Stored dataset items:
────────────────────────────────────────

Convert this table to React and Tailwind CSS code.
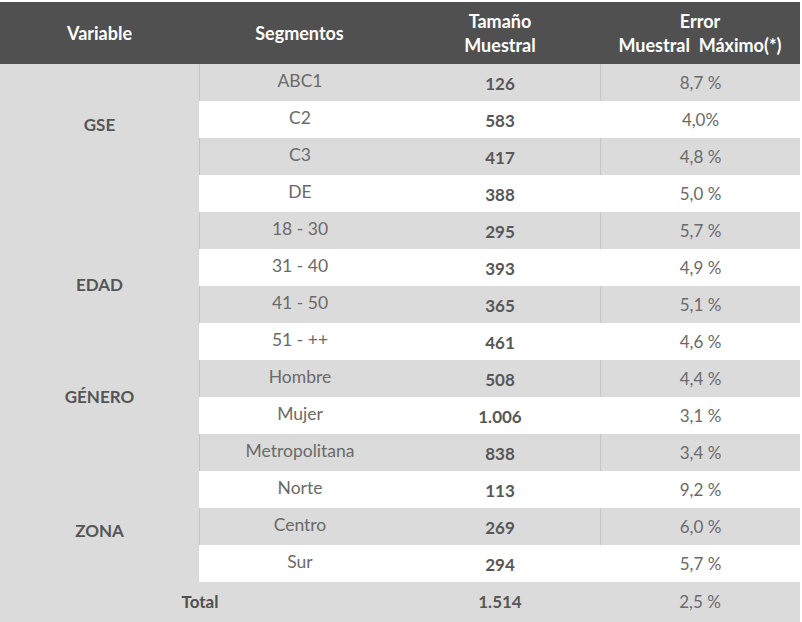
import React from 'react';

const groups = [
  {
    label: 'GSE',
    pad: 'pt-[51px]',
    rows: [
      ['ABC1', '126', '8,7 %'],
      ['C2', '583', '4,0%'],
      ['C3', '417', '4,8 %'],
      ['DE', '388', '5,0 %'],
    ],
  },
  {
    label: 'EDAD',
    pad: 'pt-[63px]',
    rows: [
      ['18 - 30', '295', '5,7 %'],
      ['31 - 40', '393', '4,9 %'],
      ['41 - 50', '365', '5,1 %'],
      ['51 - ++', '461', '4,6 %'],
    ],
  },
  {
    label: 'GÉNERO',
    pad: 'pt-[27px]',
    rows: [
      ['Hombre', '508', '4,4 %'],
      ['Mujer', '1.006', '3,1 %'],
    ],
  },
  {
    label: 'ZONA',
    pad: 'pt-[87px]',
    rows: [
      ['Metropolitana', '838', '3,4 %'],
      ['Norte', '113', '9,2 %'],
      ['Centro', '269', '6,0 %'],
      ['Sur', '294', '5,7 %'],
    ],
  },
];

function Row({ seg, n, err, gray }) {
  const bg = gray ? 'bg-[#dbdbdb]' : 'bg-white';
  return (
    <div className={`flex h-[37px] ${bg}`}>
      <div className={`w-[201px] text-center pt-[6px] leading-[22px] text-[17.5px] text-[#6a6a6a] ${gray ? 'border-l border-[#c4c4c4]' : 'pl-px'}`}>
        {seg}
      </div>
      <div className="w-[200px] text-center pt-[9px] leading-[22px] text-[17px] font-bold text-[#575757]">{n}</div>
      <div className={`w-[200px] text-center pt-[8px] leading-[22px] text-[17px] text-[#6a6a6a] ${gray ? 'border-l border-[#c4c4c4]' : 'pl-px'}`}>
        {err}
      </div>
    </div>
  );
}

export default function App() {
  let idx = 0;
  return (
    <div className="w-[802px] h-[622px] bg-white pt-[2px] text-[16px]" style={{ fontFamily: 'Lato, "Open Sans", sans-serif' }}>
      <div className="w-[800px]">
        {/* cabecera */}
        <div className="flex h-[62px] bg-[#505050] text-white font-bold text-[18px] leading-[24px]">
          <div className="w-[199px] flex items-center justify-center">Variable</div>
          <div className="w-[201px] flex items-center justify-center">Segmentos</div>
          <div className="w-[200px] flex flex-col items-center justify-center text-center">
            <span>Tamaño</span>
            <span>Muestral</span>
          </div>
          <div className="w-[200px] flex flex-col items-center justify-center text-center">
            <span>Error</span>
            <span className="whitespace-pre">Muestral  Máximo(*)</span>
          </div>
        </div>

        {groups.map((g) => (
          <div key={g.label} className="flex">
            <div className={`w-[199px] bg-[#dbdbdb] text-center font-bold text-[17px] text-[#555] leading-[20px] ${g.pad}`}>
              {g.label}
            </div>
            <div className="flex-1">
              {g.rows.map(([seg, n, err]) => {
                const gray = idx % 2 === 0;
                idx++;
                return <Row key={seg} seg={seg} n={n} err={err} gray={gray} />;
              })}
            </div>
          </div>
        ))}

        {/* total */}
        <div className="flex h-[40px] bg-[#dbdbdb] items-center leading-[22px]">
          <div className="w-[400px] text-center font-bold text-[17px] text-[#505050]">Total</div>
          <div className="w-[200px] text-center font-bold text-[17px] text-[#575757]">1.514</div>
          <div className="w-[200px] text-center text-[17px] text-[#6a6a6a]">2,5 %</div>
        </div>
      </div>
    </div>
  );
}
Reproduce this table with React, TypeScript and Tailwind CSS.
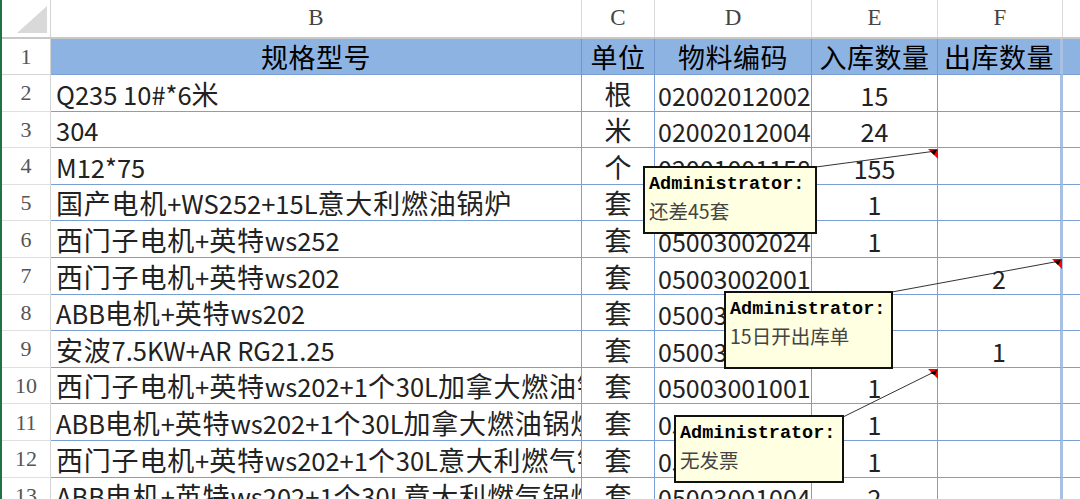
const rows: { b: string; c: string; d: string; e: string; f: string }[] = [
  { b: "Q235 10#*6米", c: "根", d: "02002012002", e: "15", f: "" },
  { b: "304", c: "米", d: "02002012004", e: "24", f: "" },
  { b: "M12*75", c: "个", d: "02001001158", e: "155", f: "" },
  { b: "国产电机+WS252+15L意大利燃油锅炉", c: "套", d: "05003002026", e: "1", f: "" },
  { b: "西门子电机+英特ws252", c: "套", d: "05003002024", e: "1", f: "" },
  { b: "西门子电机+英特ws202", c: "套", d: "05003002001", e: "", f: "2" },
  { b: "ABB电机+英特ws202", c: "套", d: "05003002003", e: "", f: "" },
  { b: "安波7.5KW+AR RG21.25", c: "套", d: "05003002040", e: "", f: "1" },
  { b: "西门子电机+英特ws202+1个30L加拿大燃油锅炉", c: "套", d: "05003001001", e: "1", f: "" },
  { b: "ABB电机+英特ws202+1个30L加拿大燃油锅炉", c: "套", d: "05003001002", e: "1", f: "" },
  { b: "西门子电机+英特ws202+1个30L意大利燃气锅炉", c: "套", d: "05003001003", e: "1", f: "" },
  { b: "ABB电机+英特ws202+1个30L意大利燃气锅炉", c: "套", d: "05003001004", e: "2", f: "" },
];

const cols = ["B", "C", "D", "E", "F"];
const widths = ["w-[531px]", "w-[73px]", "w-[157px]", "w-[126px]", "w-[125px]"];

// CJK runs are set a bit wider, like the sheet's font
function Mixed({ text }: { text: string }) {
  const parts = text.split(/([\u4e00-\u9fff]+)/).filter(Boolean);
  return (
    <>
      {parts.map((p, i) =>
        /[\u4e00-\u9fff]/.test(p) ? (
          <span key={i} className="text-[27px] tracking-[0.8px]">
            {p}
          </span>
        ) : (
          <span key={i}>{p}</span>
        )
      )}
    </>
  );
}

function Comment({ pos, note }: { pos: string; note: string }) {
  return (
    <div className={`absolute ${pos} bg-[#ffffe1] border-2 border-[#111] px-[4px] pt-[4px]`}>
      <div className="font-['Liberation_Mono',monospace] font-bold text-[18.5px] leading-[26px] text-black">
        Administrator:
      </div>
      <div className="font-['Noto_Sans_CJK_SC',sans-serif] text-[19.5px] leading-[26px] text-[#444]">{note}</div>
    </div>
  );
}

export default function App() {
  return (
    <div className="relative flex w-[1080px] h-[499px] overflow-hidden bg-white">
      <div className="w-[2px] shrink-0 bg-[#217346]" />
      <div className="flex flex-col flex-1 font-['Noto_Sans_CJK_SC','Noto_Sans',sans-serif] text-[#222]">
        {/* column letters */}
        <div className="flex h-[39px] shrink-0 border-b-2 border-[#c8c8c8]">
          <div className="relative w-[49px] shrink-0 border-r border-[#d4d4d4]">
            <div className="absolute right-[3px] bottom-[4px] w-0 h-0 border-l-[30px] border-l-transparent border-b-[27px] border-b-[#d9d9d9]" />
          </div>
          {cols.map((c, i) => (
            <div
              key={c}
              className={`${widths[i]} shrink-0 flex items-center justify-center border-r border-[#dadada] font-['Liberation_Serif',serif] text-[23px] text-[#444]`}
            >
              {c}
            </div>
          ))}
          <div className="flex-1" />
        </div>

        {/* header row */}
        <div className="flex h-[36px] shrink-0">
          <div className="w-[49px] shrink-0 flex items-center justify-center border-r border-b border-[#d4d4d4] font-['Liberation_Serif',serif] text-[22px] text-[#555]">
            1
          </div>
          {["规格型号", "单位", "物料编码", "入库数量", "出库数量"].map((t, i) => (
            <div
              key={t}
              className={`${widths[i]} shrink-0 flex items-center justify-center bg-[#8db3e2] border-b border-[#7a9fd4] ${
                i === 4 ? "border-r-[3px] border-r-[#a8c0e4]" : "border-r border-r-[#6f96cf]"
              } text-[27px] leading-[30px] tracking-[0.5px] text-black whitespace-nowrap`}
            >
              {t}
            </div>
          ))}
          <div className="flex-1 bg-[#8db3e2] border-b border-[#7a9fd4]" />
        </div>

        {rows.map((r, idx) => (
          <div key={idx} className="flex h-[36.6px] shrink-0">
            <div className="w-[49px] shrink-0 flex items-center justify-center border-r border-b border-r-[#d4d4d4] border-b-[#e0e0e0] font-['Liberation_Serif',serif] text-[22px] text-[#555]">
              {idx + 2}
            </div>
            <div className="w-[531px] shrink-0 flex items-end pl-[5px] pb-[3px] border-r border-b border-[#7a9fd4] text-[25.5px] leading-none whitespace-nowrap overflow-hidden">
              <div className="leading-[28px]">
                <Mixed text={r.b} />
              </div>
            </div>
            <div className="w-[73px] shrink-0 flex items-end justify-center pb-[2px] border-r border-b border-[#7a9fd4] text-[27px] leading-[30px]">
              {r.c}
            </div>
            <div className="w-[157px] shrink-0 flex items-end pl-[3px] pb-[3px] border-r border-b border-[#7a9fd4] text-[25px] leading-none whitespace-nowrap overflow-hidden">
              {r.d}
            </div>
            <div className="w-[126px] shrink-0 flex items-end justify-center pb-[3px] border-r border-b border-[#7a9fd4] text-[25px] leading-none">
              {r.e}
            </div>
            <div className="w-[125px] shrink-0 flex items-end justify-center pb-[3px] border-r-[3px] border-r-[#a8c0e4] border-b border-b-[#7a9fd4] text-[25px] leading-none">
              {r.f}
            </div>
            <div className="flex-1 border-b border-[#7a9fd4]" />
          </div>
        ))}
      </div>

      {/* comment connectors */}
      <svg className="absolute inset-0 pointer-events-none" width="1080" height="499">
        <polygon points="928,149 938,149 938,159" fill="#ff0000" />
        <polygon points="1052,259 1062,259 1062,269" fill="#ff0000" />
        <polygon points="928,369 938,369 938,379" fill="#ff0000" />
        <line x1="816" y1="167" x2="936" y2="151" stroke="#333" strokeWidth="1" />
        <line x1="892" y1="292" x2="1060" y2="261" stroke="#333" strokeWidth="1" />
        <line x1="843" y1="417" x2="936" y2="371" stroke="#333" strokeWidth="1" />
        <polygon points="930,151 937,150 934,155" fill="#000" />
        <polygon points="1054,261 1061,260 1058,265" fill="#000" />
        <polygon points="930,373 937,370 935,375" fill="#000" />
      </svg>

      <Comment pos="left-[643px] top-[166px] w-[174px] h-[68px]" note="还差45套" />
      <Comment pos="left-[724px] top-[291px] w-[169px] h-[78px]" note="15日开出库单" />
      <Comment pos="left-[674px] top-[415px] w-[170px] h-[68px]" note="无发票" />
    </div>
  );
}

────────────────────────────────────────

_EXERCISE BRIEF:_
Repeat, exactly and in full, each line from the start of the data to the line that contains "import React from 'react';". Pictures do not go in.

_WRITTEN SOLUTION:_
Convert this table to React and Tailwind CSS code.
import React from 'react';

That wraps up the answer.